Overlooking the Long-Term Nature of IUL
IUL is not a short-term financial product. It is designed for decades of protection and growth. One of the biggest mistakes you can make is treating it like a temporary holding. If you expect immediate returns or cancel the policy early, you risk losing money because fees are typically higher in the first several years. Many owners in the past who surrendered policies within the first 10 years saw diminished cash values due to surrender charges.
You should evaluate your IUL as a 20- to 30-year commitment. The structure rewards consistency, and the cash value benefits only compound with time. Failing to adopt this long-term view undermines the strategy entirely.
Underfunding the Policy
An IUL policy only grows efficiently when it is funded properly. Paying just the minimum premium may keep the policy active but does little to build meaningful cash value. If the policy is underfunded, insurance costs can eventually overtake growth, eroding your account over time.
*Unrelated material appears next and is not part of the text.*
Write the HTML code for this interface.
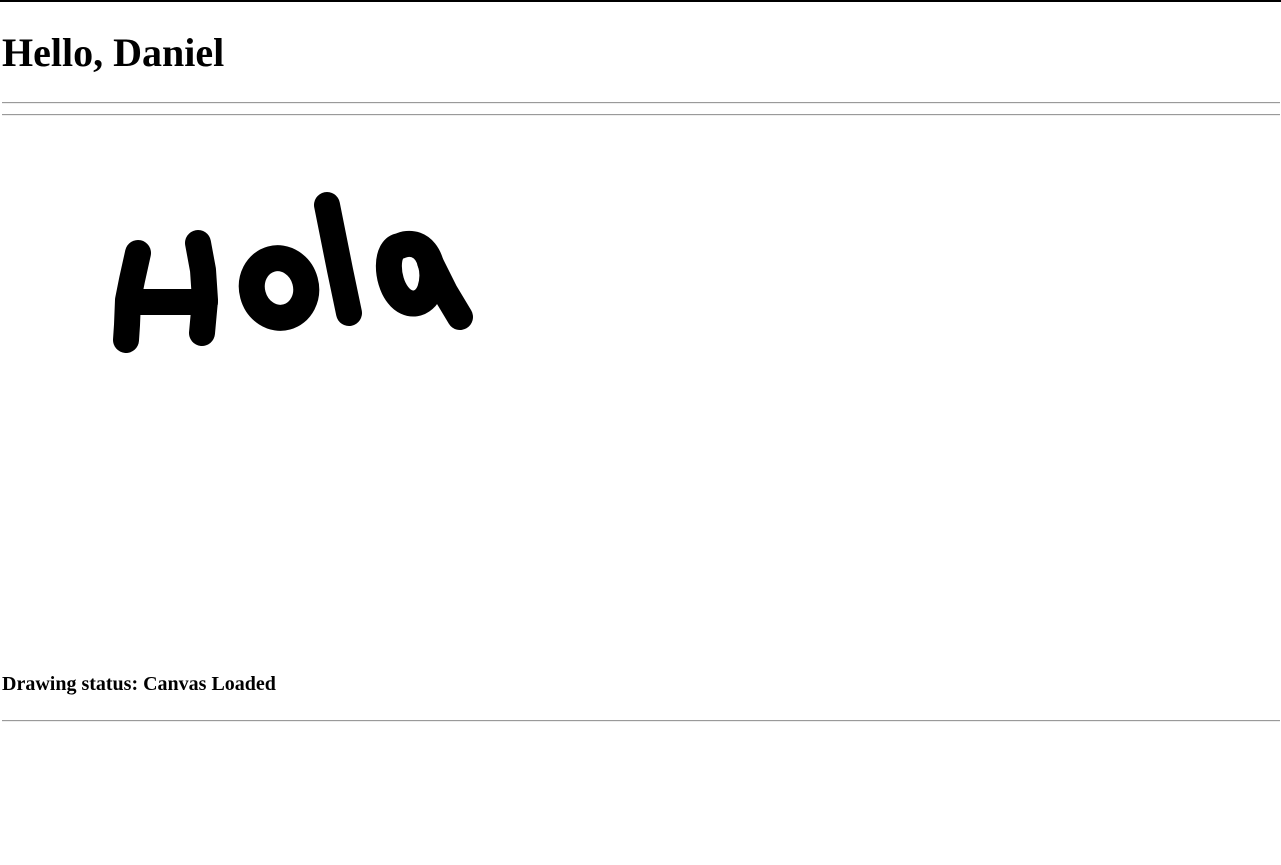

To avoid this mistake, consider contributing more than the minimum premium when possible. Even moderate increases in funding early in the policy can significantly improve cash accumulation over the first 10 to 15 years.
Ignoring Index Crediting Features
IUL policies offer different index crediting strategies, such as annual point-to-point or monthly averaging. Many owners fail to review or adjust their allocation options, leaving their policy underperforming compared to what it could achieve.
While you cannot predict index performance, you can diversify across strategies. Reviewing these crediting methods at least once a year ensures your policy reflects both your goals and current market conditions.
Overlooking Policy Charges
Every IUL has charges, including cost of insurance, administrative fees, and rider costs. If you ignore these, they can slowly reduce your cash value. Policy charges also increase as you age, which makes it critical to manage cash accumulation proactively.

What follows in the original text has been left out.